Gets the emergency stop lock state.

Parameters:

• address (int): The address of the controller (0x80-0x87)

Returns:

• tuple: (success, state)
  • success (bool): True if read successful
  • state (int): State value
    • 0x55: Automatic reset
    • 0xAA: Software reset
    • 0: Hardware reset

Example:

# Reset emergency stop
success = controller.ResetEStop(address)

# Set E-Stop to software reset mode
success = controller.SetEStopLock(address, 0xAA)

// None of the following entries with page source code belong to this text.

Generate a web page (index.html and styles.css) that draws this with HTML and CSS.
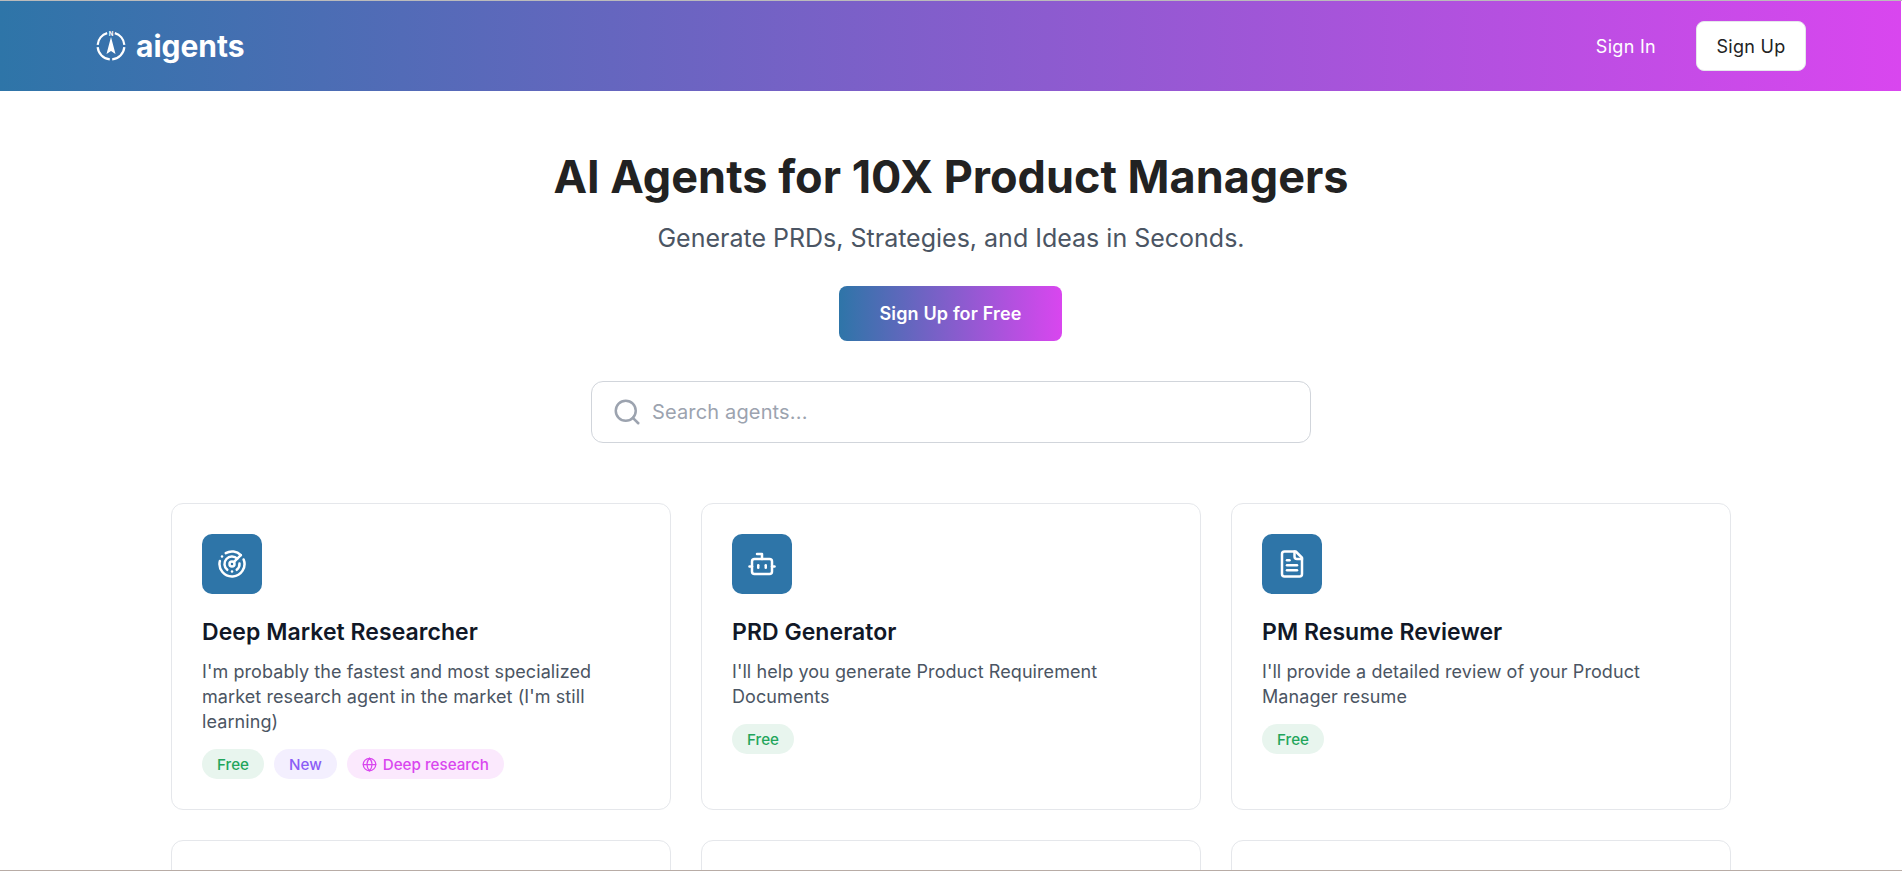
FILE: index.html
```html
<!DOCTYPE html>
<html lang="en">
<head>
  <meta charset="UTF-8" />
  <meta name="viewport" content="width=device-width, initial-scale=1.0"/>
  <title>aigents</title>
  <link rel="stylesheet" href="styles.css">
</head>
<body>
  <header class="topbar">
    <a class="brand" href="#">
      <svg class="brand-icon" viewBox="0 0 30 30" fill="none" stroke="currentColor" stroke-width="2.2">
        <path d="M18.8 2.15A13.4 13.4 0 0 1 28.35 13.8"/>
        <path d="M28.35 16.2A13.4 13.4 0 0 1 16.2 28.35"/>
        <path d="M13.8 28.35A13.4 13.4 0 0 1 1.65 16.2"/>
        <path d="M1.65 13.8A13.4 13.4 0 0 1 11.2 2.15"/>
        <path d="M15 6L19.5 23L15 20L10.5 23Z" fill="currentColor" stroke="none"/>
        <text class="brand-n" x="15" y="4.6">N</text>
      </svg>
      <span>aigents</span>
    </a>
    <nav class="topbar-nav">
      <a class="signin" href="#">Sign In</a>
      <a class="signup" href="#">Sign Up</a>
    </nav>
  </header>

  <section class="hero">
    <h1>AI Agents for 10X Product Managers</h1>
    <p>Generate PRDs, Strategies, and Ideas in Seconds.</p>
    <a class="cta" href="#">Sign Up for Free</a>
    <div class="search">
      <svg class="search-icon" viewBox="0 0 24 24" fill="none" stroke="currentColor" stroke-width="2" stroke-linecap="round" stroke-linejoin="round">
        <circle cx="11" cy="11" r="8"/>
        <path d="m21 21-4.3-4.3"/>
      </svg>
      <input type="text" placeholder="Search agents..."/>
    </div>
  </section>

  <main class="grid">
    <article class="card">
      <div class="card-icon">
        <svg viewBox="0 0 24 24" fill="none" stroke="currentColor" stroke-width="2" stroke-linecap="round" stroke-linejoin="round">
          <path d="M19.07 4.93A10 10 0 0 0 6.99 3.34"/>
          <path d="M4 6h.01"/>
          <path d="M2.29 9.62A10 10 0 1 0 21.31 8.35"/>
          <path d="M16.24 7.76A6 6 0 1 0 8.23 16.67"/>
          <path d="M12 18h.01"/>
          <path d="M17.99 11.66A6 6 0 0 1 15.77 16.67"/>
          <circle cx="12" cy="12" r="2"/>
          <path d="m13.41 10.59 5.66-5.66"/>
        </svg>
      </div>
      <h3>Deep Market Researcher</h3>
      <p>I'm probably the fastest and most specialized market research agent in the market (I'm still learning)</p>
      <div class="tags">
        <span class="tag tag-free">Free</span>
        <span class="tag tag-new">New</span>
        <span class="tag tag-deep">
          <svg viewBox="0 0 24 24" fill="none" stroke="currentColor" stroke-width="2" stroke-linecap="round" stroke-linejoin="round">
            <circle cx="12" cy="12" r="10"/>
            <path d="M12 2a14.5 14.5 0 0 0 0 20 14.5 14.5 0 0 0 0-20"/>
            <path d="M2 12h20"/>
          </svg>
          Deep research
        </span>
      </div>
    </article>

    <article class="card">
      <div class="card-icon">
        <svg viewBox="0 0 24 24" fill="none" stroke="currentColor" stroke-width="2" stroke-linecap="round" stroke-linejoin="round">
          <path d="M12 8V4H8"/>
          <rect x="4" y="8" width="16" height="12" rx="2"/>
          <path d="M2 14h2"/>
          <path d="M20 14h2"/>
          <path d="M15 13v2"/>
          <path d="M9 13v2"/>
        </svg>
      </div>
      <h3>PRD Generator</h3>
      <p>I'll help you generate Product Requirement Documents</p>
      <div class="tags">
        <span class="tag tag-free">Free</span>
      </div>
    </article>

    <article class="card">
      <div class="card-icon">
        <svg viewBox="0 0 24 24" fill="none" stroke="currentColor" stroke-width="2" stroke-linecap="round" stroke-linejoin="round">
          <path d="M15 2H6a2 2 0 0 0-2 2v16a2 2 0 0 0 2 2h12a2 2 0 0 0 2-2V7Z"/>
          <path d="M14 2v4a2 2 0 0 0 2 2h4"/>
          <path d="M10 9H8"/>
          <path d="M16 13H8"/>
          <path d="M16 17H8"/>
        </svg>
      </div>
      <h3>PM Resume Reviewer</h3>
      <p>I'll provide a detailed review of your Product Manager resume</p>
      <div class="tags">
        <span class="tag tag-free">Free</span>
      </div>
    </article>

    <article class="card card-empty"></article>
    <article class="card card-empty"></article>
    <article class="card card-empty"></article>
  </main>

  <div class="window-edge"></div>
</body>
</html>
```
FILE: styles.css
```css
html { overflow: hidden; }
body {
  font-family: Inter, "Liberation Sans", sans-serif;
  margin: 0;
  padding: 0;
  background: #fff;
  color: #222;
  border-top: 1px solid #bbb;
}
a { text-decoration: none; }

.topbar {
  display: flex;
  align-items: center;
  justify-content: space-between;
  height: 90px;
  padding: 0 95px 0 96px;
  margin-right: 1px;
  background: linear-gradient(90deg, #2e75a8, #d946ef);
}
.brand {
  display: flex;
  align-items: center;
  gap: 10px;
  color: #fff;
  font-size: 30px;
  font-weight: 700;
}
.brand-icon { width: 30px; height: 30px; }
.brand-n {
  font-size: 6px;
  font-weight: 700;
  text-anchor: middle;
  fill: currentColor;
  stroke: none;
}
.topbar-nav {
  display: flex;
  align-items: center;
  gap: 40px;
  font-size: 18px;
  letter-spacing: 0.3px;
}
.signin { color: #fff; }
.signup {
  display: flex;
  align-items: center;
  justify-content: center;
  width: 110px;
  height: 50px;
  box-sizing: border-box;
  background: #fff;
  color: #222;
  border: 1px solid #e5e7eb;
  border-radius: 8px;
}

.hero {
  display: flex;
  flex-direction: column;
  align-items: center;
  padding-top: 57px;
}
.hero h1 {
  margin: 0;
  font-size: 45px;
  line-height: 58px;
  font-weight: 700;
  color: #222;
}
.hero p {
  margin: 18px 0 0;
  font-size: 25px;
  line-height: 29px;
  color: #4b5563;
}
.cta {
  display: flex;
  align-items: center;
  justify-content: center;
  width: 223px;
  height: 55px;
  margin: 33px 1px 0 0;
  background: linear-gradient(90deg, #2e75a8, #d946ef);
  color: #fff;
  font-size: 18px;
  font-weight: 600;
  letter-spacing: 0.15px;
  border-radius: 8px;
}
.search {
  display: flex;
  align-items: center;
  gap: 10px;
  width: 720px;
  height: 62px;
  box-sizing: border-box;
  margin-top: 40px;
  padding: 0 20px;
  border: 1px solid #d1d5db;
  border-radius: 12px;
}
.search-icon { width: 30px; height: 30px; color: #9ca3af; flex: none; }
.search input {
  flex: 1;
  border: none;
  outline: none;
  padding: 0;
  font: inherit;
  font-size: 20px;
  letter-spacing: 0.15px;
  color: #222;
}
.search input::placeholder { color: #9ca3af; opacity: 1; }

.grid {
  display: grid;
  grid-template-columns: repeat(3, 500px);
  gap: 30px;
  justify-content: center;
  margin-top: 60px;
}
.card {
  box-sizing: border-box;
  min-height: 307px;
  padding: 30px;
  border: 1px solid #e5e7eb;
  border-radius: 12px;
  background: #fff;
}
.card-icon {
  display: flex;
  align-items: center;
  justify-content: center;
  width: 60px;
  height: 60px;
  background: #2e75a8;
  border-radius: 10px;
  color: #fff;
}
.card-icon svg { width: 30px; height: 30px; }
.card h3 {
  margin: 24px 0 0;
  font-size: 23px;
  line-height: 29px;
  font-weight: 600;
  letter-spacing: 0.05px;
  color: #111827;
}
.card p {
  margin: 12px 0 0;
  font-size: 18px;
  line-height: 25px;
  letter-spacing: 0.08px;
  color: #4b5563;
}
.tags {
  display: flex;
  gap: 10px;
  margin-top: 15px;
}
.tag {
  display: flex;
  align-items: center;
  gap: 6px;
  height: 30px;
  padding: 0 15px;
  border-radius: 15px;
  font-size: 15.2px;
  font-weight: 500;
  line-height: 29px;
}
.tag svg { width: 15px; height: 15px; }
.tag-free { background: #e8f5ee; color: #22a55b; }
.tag-new { background: #f3effe; color: #8b5cf6; }
.tag-deep { background: #fbe9fd; color: #d946ef; }

.window-edge {
  position: fixed;
  left: 0;
  right: 0;
  bottom: 0;
  height: 1px;
  background: #b8aca6;
}
```
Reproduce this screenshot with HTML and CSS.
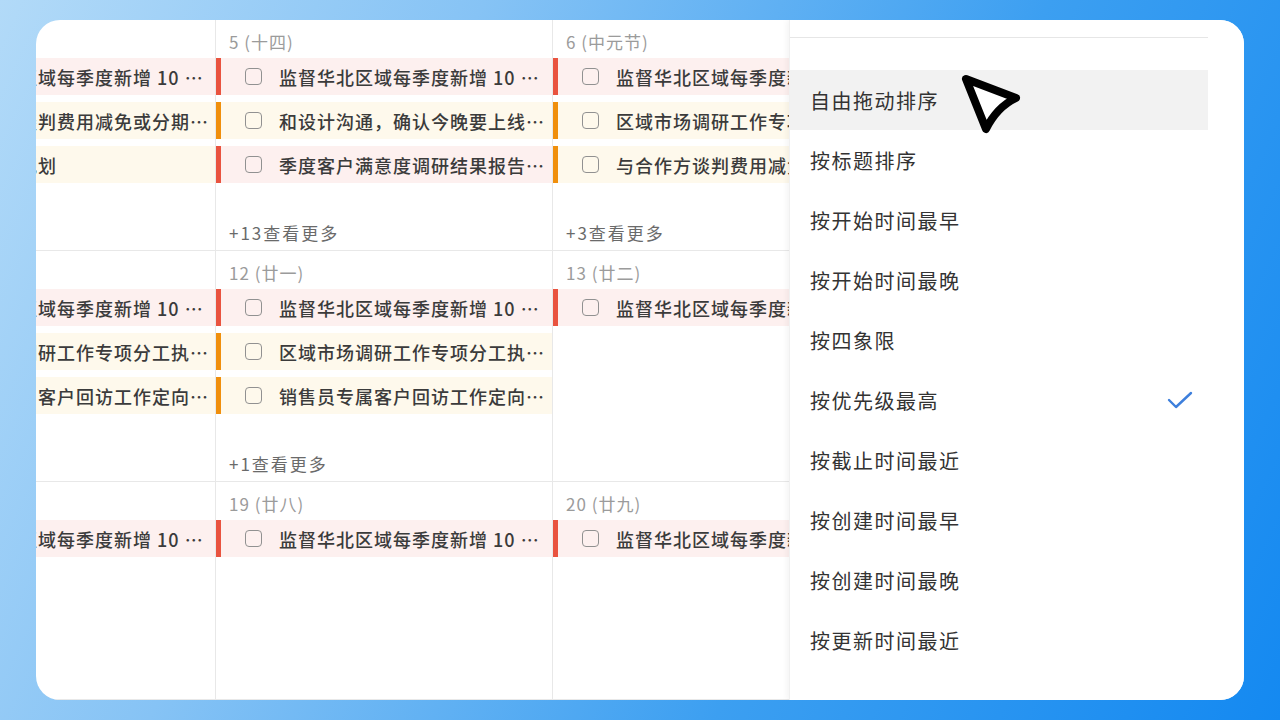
FILE: index.html
```html
<!DOCTYPE html>
<html>
<head>
  <meta charset="UTF-8">
  <title>日历视图 - 排序</title>
  <link rel="stylesheet" href="styles.css">
</head>
<body>
  <div class="card">
    <!-- Calendar month grid -->
    <div class="calendar">
      <!-- Week 1 -->
      <div class="day day-clipped">
        <div class="day-inner">
          <div class="day-title">4 (十三)</div>
          <div class="task task-red"><span class="checkbox"></span><span class="task-text">监督华北区域每季度新增 10 个客户</span></div>
          <div class="task task-orange"><span class="checkbox"></span><span class="task-text">与合作方谈判费用减免或分期付款</span></div>
          <div class="task task-orange"><span class="checkbox"></span><span class="task-text">年度销售规划</span></div>
        </div>
      </div>
      <div class="day">
        <div class="day-inner">
          <div class="day-title">5 (十四)</div>
          <div class="task task-red"><span class="checkbox"></span><span class="task-text">监督华北区域每季度新增 10 个客户</span></div>
          <div class="task task-orange"><span class="checkbox"></span><span class="task-text">和设计沟通，确认今晚要上线的需求</span></div>
          <div class="task task-red"><span class="checkbox"></span><span class="task-text">季度客户满意度调研结果报告整理</span></div>
          <div class="more">+13查看更多</div>
        </div>
      </div>
      <div class="day day-under-menu">
        <div class="day-inner">
          <div class="day-title">6 (中元节)</div>
          <div class="task task-red"><span class="checkbox"></span><span class="task-text">监督华北区域每季度新增 10 个客户</span></div>
          <div class="task task-orange"><span class="checkbox"></span><span class="task-text">区域市场调研工作专项分工执行方案</span></div>
          <div class="task task-orange"><span class="checkbox"></span><span class="task-text">与合作方谈判费用减免或分期付款</span></div>
          <div class="more">+3查看更多</div>
        </div>
      </div>

      <!-- Week 2 -->
      <div class="day day-clipped">
        <div class="day-inner">
          <div class="day-title">11 (二十)</div>
          <div class="task task-red"><span class="checkbox"></span><span class="task-text">监督华北区域每季度新增 10 个客户</span></div>
          <div class="task task-orange"><span class="checkbox"></span><span class="task-text">区域市场调研工作专项分工执行方案</span></div>
          <div class="task task-orange"><span class="checkbox"></span><span class="task-text">销售员专属客户回访工作定向跟进</span></div>
        </div>
      </div>
      <div class="day">
        <div class="day-inner">
          <div class="day-title">12 (廿一)</div>
          <div class="task task-red"><span class="checkbox"></span><span class="task-text">监督华北区域每季度新增 10 个客户</span></div>
          <div class="task task-orange"><span class="checkbox"></span><span class="task-text">区域市场调研工作专项分工执行方案</span></div>
          <div class="task task-orange"><span class="checkbox"></span><span class="task-text">销售员专属客户回访工作定向跟进</span></div>
          <div class="more">+1查看更多</div>
        </div>
      </div>
      <div class="day day-under-menu">
        <div class="day-inner">
          <div class="day-title">13 (廿二)</div>
          <div class="task task-red"><span class="checkbox"></span><span class="task-text">监督华北区域每季度新增 10 个客户</span></div>
        </div>
      </div>

      <!-- Week 3 -->
      <div class="day day-clipped">
        <div class="day-inner">
          <div class="day-title">18 (廿七)</div>
          <div class="task task-red"><span class="checkbox"></span><span class="task-text">监督华北区域每季度新增 10 个客户</span></div>
        </div>
      </div>
      <div class="day">
        <div class="day-inner">
          <div class="day-title">19 (廿八)</div>
          <div class="task task-red"><span class="checkbox"></span><span class="task-text">监督华北区域每季度新增 10 个客户</span></div>
        </div>
      </div>
      <div class="day day-under-menu">
        <div class="day-inner">
          <div class="day-title">20 (廿九)</div>
          <div class="task task-red"><span class="checkbox"></span><span class="task-text">监督华北区域每季度新增 10 个客户</span></div>
        </div>
      </div>
    </div>

    <!-- Sort menu -->
    <div class="sort-menu">
      <div class="menu-divider"></div>
      <div class="menu-list">
        <div class="menu-item hover">自由拖动排序</div>
        <div class="menu-item">按标题排序</div>
        <div class="menu-item">按开始时间最早</div>
        <div class="menu-item">按开始时间最晚</div>
        <div class="menu-item">按四象限</div>
        <div class="menu-item">
          <span>按优先级最高</span>
          <svg class="check" width="26" height="20" viewBox="0 0 26 20">
            <polyline points="2,10 9,17 24,3" fill="none" stroke="#3d7fdc" stroke-width="2.4" stroke-linecap="round" stroke-linejoin="round"/>
          </svg>
        </div>
        <div class="menu-item">按截止时间最近</div>
        <div class="menu-item">按创建时间最早</div>
        <div class="menu-item">按创建时间最晚</div>
        <div class="menu-item">按更新时间最近</div>
      </div>
    </div>
  </div>

  <!-- Mouse pointer -->
  <svg class="pointer" width="80" height="75" viewBox="0 0 80 75">
    <path d="M16 14 L66 33 Q47 42 36 64 Z" fill="#fff" stroke="#000" stroke-width="8" stroke-linejoin="round"/>
  </svg>
</body>
</html>
```

FILE: styles.css
```css
body {
  margin: 0;
  padding: 20px 36px;
  height: 720px;
  box-sizing: border-box;
  font-family: "Noto Sans CJK SC", "Noto Sans", sans-serif;
  background: linear-gradient(115deg, #b2daf8 0%, #86c3f5 30%, #3c9ff1 65%, #1489f1 100%);
  overflow: hidden;
}

/* Card */
.card {
  height: 680px;
  background: #fff;
  border-radius: 24px;
  overflow: hidden;
  display: flex;
}

/* Calendar grid */
.calendar {
  display: grid;
  grid-template-columns: 180px 337px 236px;
  grid-template-rows: 231px 231px 1fr;
  flex: none;
}

.day {
  border-right: 1px solid #e8e8e8;
  border-bottom: 1px solid #e8e8e8;
  overflow: hidden;
  min-width: 0;
}

.day-under-menu {
  border-right: none;
}

.day-inner {
  height: 100%;
  width: 336px;
  display: flex;
  flex-direction: column;
  padding-bottom: 5px;
  box-sizing: border-box;
}

.day-clipped .day-inner {
  margin-left: -156px;
}

.day-title {
  padding: 11px 13px 0;
  font-size: 17px;
  letter-spacing: 1px;
  line-height: 22px;
  color: #9b9b9b;
  margin-bottom: 5px;
}

/* Tasks */
.task {
  height: 37px;
  display: flex;
  align-items: center;
  margin-bottom: 7px;
  border-left: 5px solid;
  flex: none;
}

.task-red {
  background: #fdf0ef;
  border-color: #e9533f;
}

.task-orange {
  background: #fef9ec;
  border-color: #f08f0c;
}

.checkbox {
  width: 17px;
  height: 17px;
  box-sizing: border-box;
  border: 1.5px solid #919191;
  border-radius: 4px;
  margin-left: 24px;
  margin-right: 17px;
  flex: none;
}

.task-text {
  flex: 1;
  min-width: 0;
  white-space: nowrap;
  overflow: hidden;
  text-overflow: ellipsis;
  padding-right: 4px;
  font-size: 18px;
  letter-spacing: 1px;
  font-weight: 500;
  color: #3b3b3b;
}

.more {
  margin-top: auto;
  padding-left: 13px;
  font-size: 17px;
  line-height: 24px;
  letter-spacing: 2px;
  color: #6a6a6a;
}

/* Sort menu */
.sort-menu {
  flex: 1;
  background: #fff;
  padding: 17px 36px 0 0;
  box-shadow: -2px 0 6px rgba(0, 0, 0, 0.05);
  border-left: 1px solid #f0f0f0;
  position: relative;
}

.menu-divider {
  height: 1px;
  background: #e6e6e6;
}

.menu-list {
  margin-top: 32px;
}

.menu-item {
  height: 60px;
  display: flex;
  align-items: center;
  justify-content: space-between;
  padding: 0 15px 0 20px;
  font-size: 20px;
  letter-spacing: 1.5px;
  color: #333;
}

.menu-item.hover {
  background: #f2f2f2;
}

.check {
  display: block;
}

/* Pointer overlay */
.pointer {
  position: absolute;
  left: 950px;
  top: 65px;
}
```
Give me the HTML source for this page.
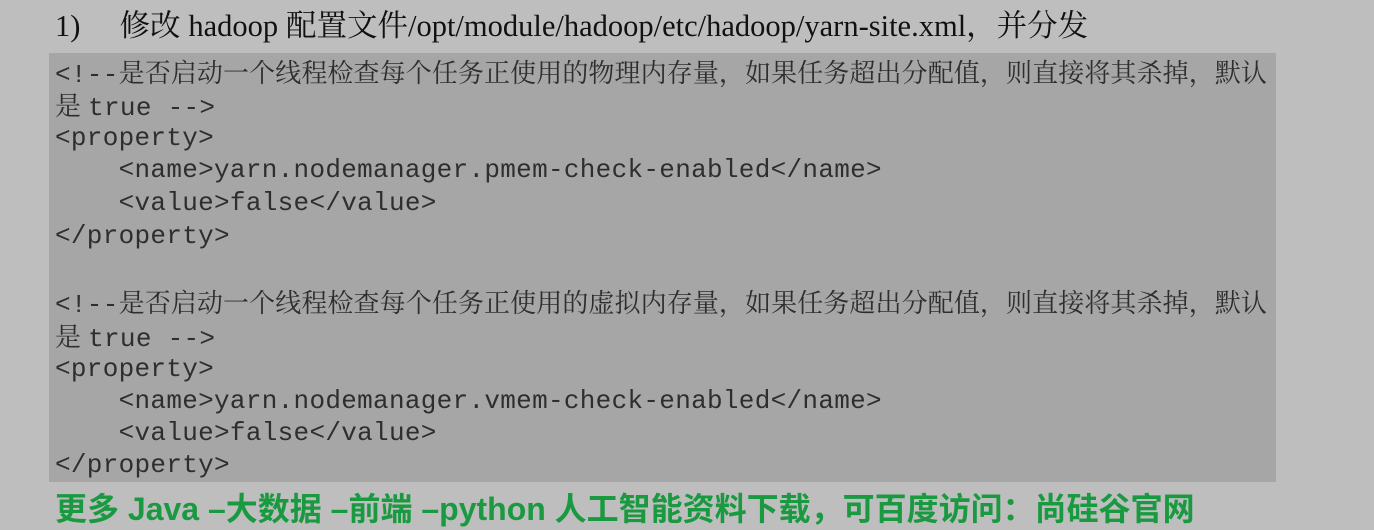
<!DOCTYPE html>
<html><head><meta charset="utf-8"><style>
body{margin:0;width:1374px;height:507px;background:#bebebe;overflow:hidden;position:relative}
.t{position:absolute;left:55px;top:1px;font:30.5px "Liberation Serif","Noto Serif CJK SC",serif;color:#111;white-space:pre;word-spacing:0.2px}
.box{position:absolute;left:49px;top:53px;width:1227px;height:429px;background:#a6a6a6}
.l{position:absolute;left:55px;font:26px/32px "Liberation Mono","Noto Sans CJK SC",monospace;color:#2e2e2e;white-space:pre;letter-spacing:0.3px}
.l span{font-family:"Noto Serif CJK SC",serif;letter-spacing:0.1px}
.g{position:absolute;left:55px;top:484px;font:bold 32px "Liberation Sans","Noto Sans CJK SC",sans-serif;color:#1a9a40;white-space:pre}
</style></head><body>
<div class="t">1)     修改 hadoop 配置文件/opt/module/hadoop/etc/hadoop/yarn-site.xml，并分发</div>
<div class="box"></div>
<div class="l" style="top:56px">&lt;!--<span>是否启动一个线程检查每个任务正使用的物理内存量，如果任务超出分配值，则直接将其杀掉，默认</span></div>
<div class="l" style="top:89px"><span style="margin-right:7px">是</span>true --&gt;</div>
<div class="l" style="top:122px">&lt;property&gt;</div>
<div class="l" style="top:154px">    &lt;name&gt;yarn.nodemanager.pmem-check-enabled&lt;/name&gt;</div>
<div class="l" style="top:187px">    &lt;value&gt;false&lt;/value&gt;</div>
<div class="l" style="top:220px">&lt;/property&gt;</div>
<div class="l" style="top:286px">&lt;!--<span>是否启动一个线程检查每个任务正使用的虚拟内存量，如果任务超出分配值，则直接将其杀掉，默认</span></div>
<div class="l" style="top:320px"><span style="margin-right:7px">是</span>true --&gt;</div>
<div class="l" style="top:353px">&lt;property&gt;</div>
<div class="l" style="top:385px">    &lt;name&gt;yarn.nodemanager.vmem-check-enabled&lt;/name&gt;</div>
<div class="l" style="top:417px">    &lt;value&gt;false&lt;/value&gt;</div>
<div class="l" style="top:449px">&lt;/property&gt;</div>
<div class="g">更多 Java –大数据 –前端 –python 人工智能资料下载，可百度访问：尚硅谷官网</div>
</body></html>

These commands use a 0-127 value range for compatibility with older versions:

Sets the power for motor 1 to move forward.

Parameters:

• address (int): The address of the controller (0x80-0x87)
• val (int): The power value to set (0-127)

Returns:

• bool: True if successful, False otherwise

Sets the power for motor 1 to move backward.

Parameters:

• address (int): The address of the controller (0x80-0x87)
• val (int): The power value to set (0-127)

Returns:

• bool: True if successful, False otherwise

Sets the power for motor 2 to move forward.

Parameters:

• address (int): The address of the controller (0x80-0x87)
• val (int): The power value to set (0-127)

Returns:

• bool: True if successful, False otherwise

Sets the power for motor 2 to move backward.

Parameters:

• address (int): The address of the controller (0x80-0x87)
• val (int): The power value to set (0-127)

Returns:

• bool: True if successful, False otherwise

Sets the power for motor 1 using 7-bit mode (bidirectional from center point).

Parameters:

• address (int): The address of the controller (0x80-0x87)
• val (int): The power value to set (0-127)

Returns:

• bool: True if successful, False otherwise

Sets the power for motor 2 using 7-bit mode (bidirectional from center point).

Parameters:

• address (int): The address of the controller (0x80-0x87)
• val (int): The power value to set (0-127)

Returns:

• bool: True if successful, False otherwise

For mixed mode (differential drive):

Sets the power for both motors to move forward in mixed mode.

Parameters:

• address (int): The address of the controller (0x80-0x87)
• val (int): The power value to set (0-127)

Returns:

• bool: True if successful, False otherwise

Sets the power for both motors to move backward in mixed mode.

Parameters:

• address (int): The address of the controller (0x80-0x87)
• val (int): The power value to set (0-127)

Returns:

• bool: True if successful, False otherwise

Sets the power for motors to turn right in mixed mode.

Parameters:

• address (int): The address of the controller (0x80-0x87)
• val (int): The power value to set (0-127)

Returns:

• bool: True if successful, False otherwise

Sets the power for motors to turn left in mixed mode.

Parameters:

• address (int): The address of the controller (0x80-0x87)
• val (int): The power value to set (0-127)

Returns:

• bool: True if successful, False otherwise

Sets the forward/backward power in 7-bit mixed mode.

Parameters:

• address (int): The address of the controller (0x80-0x87)
• val (int): The power value to set (0-127)

Returns:

• bool: True if successful, False otherwise

Sets the left/right turning power in 7-bit mixed mode.

Parameters:

• address (int): The address of the controller (0x80-0x87)
• val (int): The power value to set (0-127)

Returns:

• bool: True if successful, False otherwise

For complete details on each function, refer to the docstrings in the source code or consult the Basicmicro controller documentation.